Antes disso, escrever mais. Escrever poemas. Escrever fragmentos. Escrever diário. Apenas escrever para que as palavras sejam ditas, mesmo que de forma ridícula, mesmo que de forma tão assustadora quanto a notícia que chega no dia anterior, através de tua mãe, com uma voz embargada de choro. O mesmo choro, porém, no teu caso chega apenas à madrugada, através de uma crise silenciosa e dolorida, sem muito sentido, mas com uma sensação imensa de que algo se rasgou.
Dia 0
Como pode não mais existir um corpo que por tanto tempo habitou a terra? É inconcebível lidar com a morte, a pior experiência do real. E muitas pessoas morrem de muitas formas em nossas vidas. Eu me recuso a ser o mensageiro da passagem, todas as mortes são impossíveis de anunciar. Ela morreu no mesmo dia que o filho. Terça-feira. Até hoje as palavras que anunciam a morte ecoam. E talvez precisemos de um tempo, de um afastamento. Porque não há como entender. Como é possível que não esteja mais alguém que esteve aqui por tanto tempo? A quem fica resta o silêncio.
Dia -1
No dia seguinte, chove muito, a temperatura sempre cai, outras pessoas fazem aniversário, ciclos terminam e novos começam. O luto não é só uma experiência relacionada à morte. O luto é uma experiência do vazio, da ausência, do que deixa de estar. O luto é uma experiência para quem fica. Ao contrário da ciclicidade dos nossos ciclos, o luto é o que acontece quando um desses ciclos é rompido de forma brusca e inesperada.
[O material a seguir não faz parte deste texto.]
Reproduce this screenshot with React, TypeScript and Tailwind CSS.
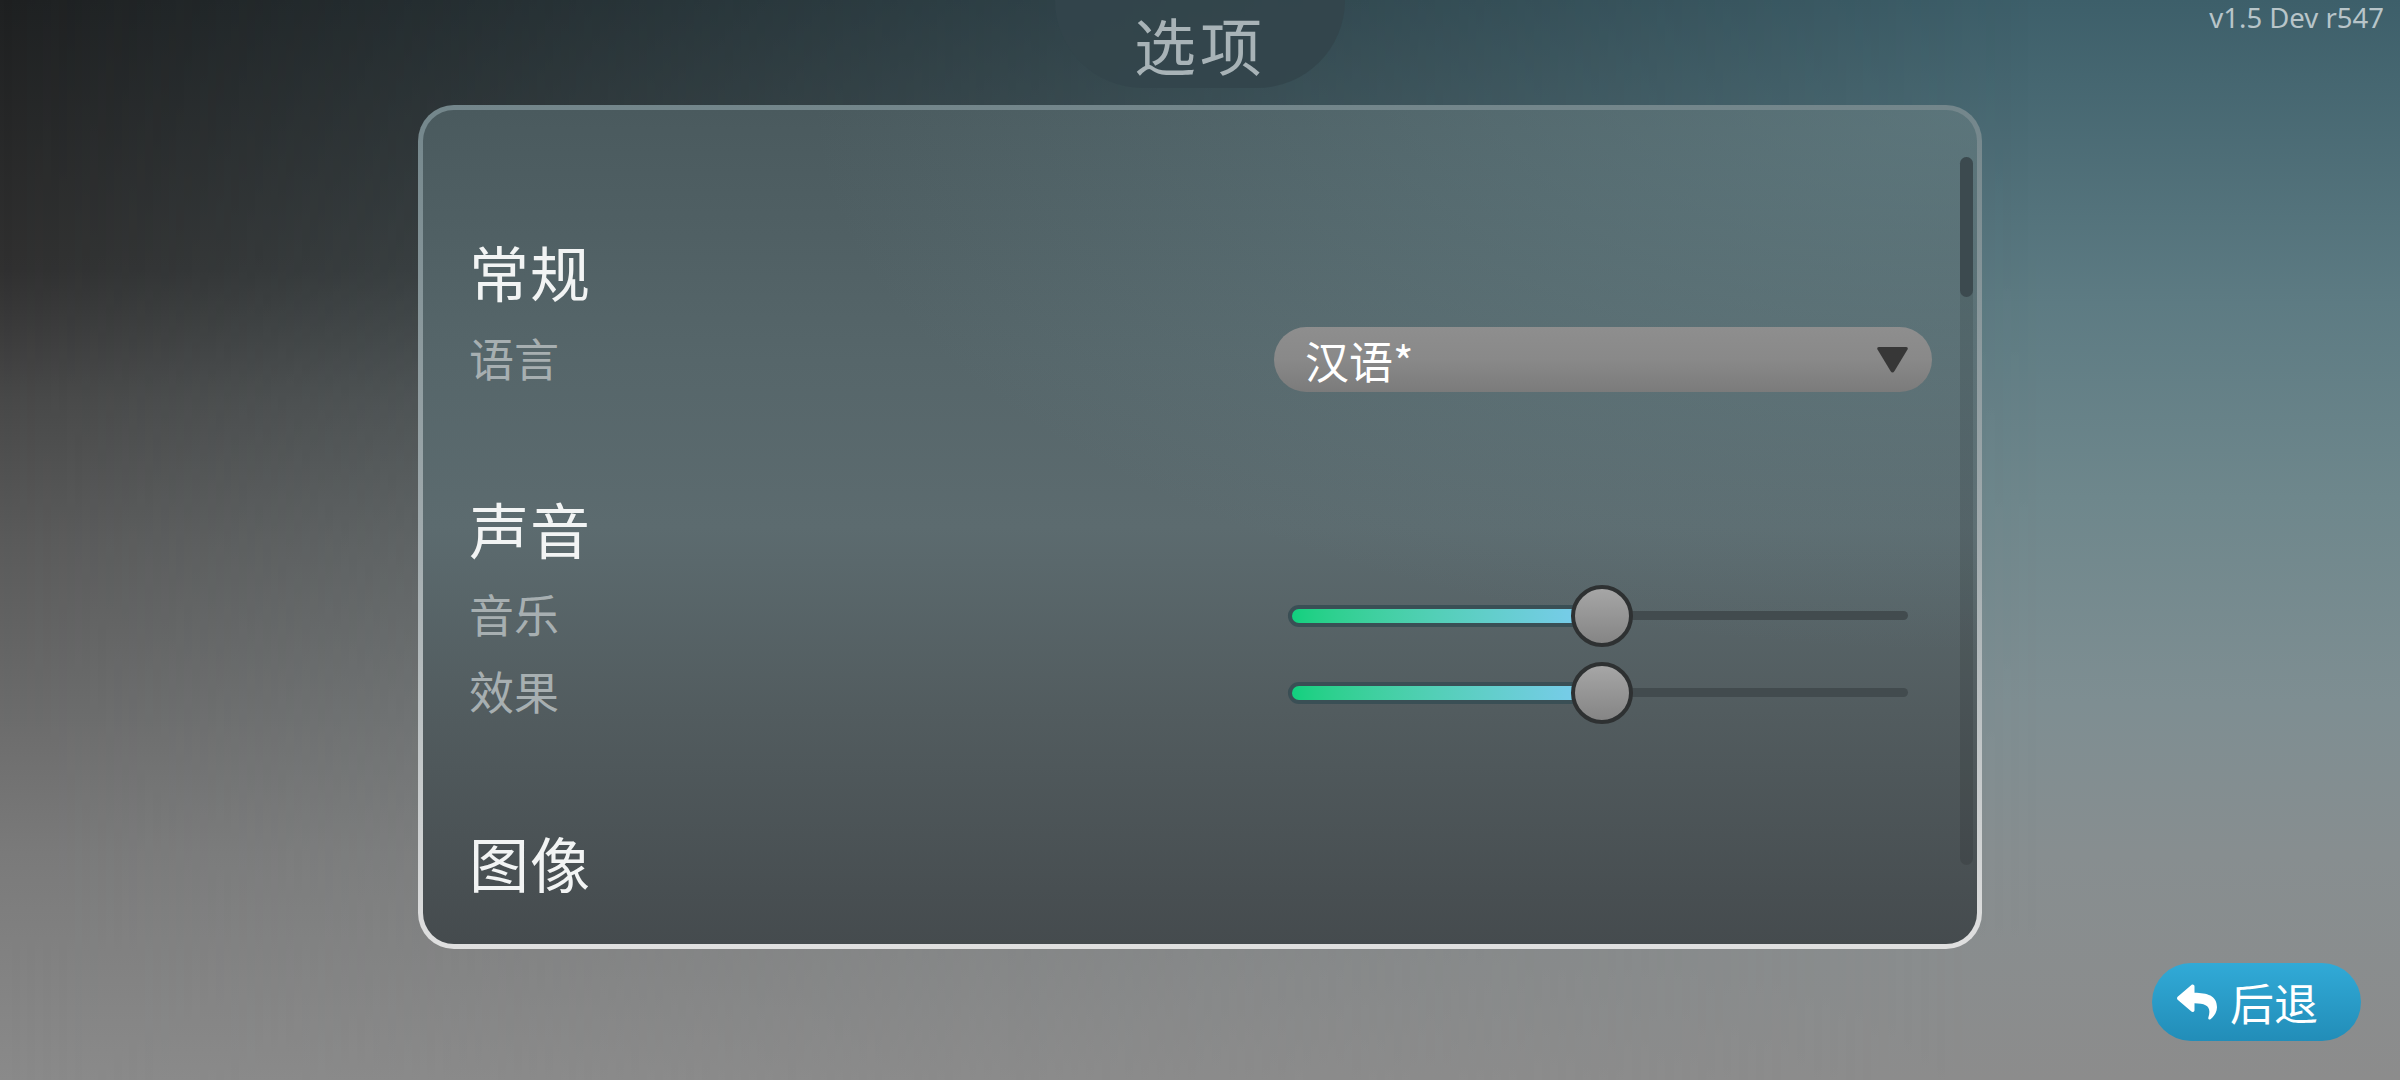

O luto é uma experiência que te rasga.
Dia -2
“after slow death/ love must clean house/ choose memories to keep/ and memories to let go/ give each lamentation/ an ear to hear/ a heart to lay rest/ let no soul forget/ an eternity of desire awaits” (bell hooks, when angels speak of love, p. 23)
Dia -3
Buscar nas paredes de casa, nas folhas já escritas, nos pulsos que agora sangram, uma justificativa para a dor e perceber que o real te rasga e te parte para que você esteja em todo lugar e em nenhum lugar ao mesmo tempo.
Dia -4
É estranho, de alguma forma, pensar que ela faleceu no mesmo dia do filho e talvez isso signifique que agora eles poderão, finalmente, após 9 anos, 2 meses e 2 dias, se reencontrar.
Dia -5
O medo de perder alguém é maior do que o medo da própria morte, pois dolorosamente corremos o risco de entender que a morte faz parte da vida.
Dia -6
a quem fica/ resta preparar o pão/ conduzir os familiares até a capela/ rezar e lamentar comunitariamente/ escrever mensagens noticiando/ quem fica/ deve chorar muito/ sentir o luto por dias semanas meses/ postar algo nas redes em memória de quem se foi/ escrever algo como este poema/ que é um poema sobre/ quem fica/ deve enfim preparar o corpo/ e a celebração para a alma que se vai/ para o corpo que deixa de ser matéria/ a nós/ resta apenas/ a constante/ lembrança/ de que a morte/ faz parte da vida. (27 de julho de 2021)
Dia -7
Machucar-se para certificar que ainda há sangue, carne e humanidade. Quebrar um copo e analisar as diferenças entre um caco de vidro e um bisturi, mas sem mastigar os cacos para separar na boca o gosto do sangue do gosto do sabão. Quando o sangue secar, deitar e dormir.
Dia -8
Estar ainda perplexa na busca de uma linguagem que dê conta. Perceber que essa linguagem não existe. Talvez por ainda não ter sido criada, mas certamente porque a experiência do luto parece incontornável.
Dia -9
“Réunion trop nombreuse. Futilité croissante, inévitable. Je pense à elle, qui est à côté. Tout craque. C’est, ici, le début solennel du grand, du long deuil. Pour la première fois depuis deux jours, idée acceptable de ma propre mort.” (roland barthes, journal de deuil, 27 octobre 1977)
Dia 3
Escrever compulsivamente para suportar os dias que ainda virão.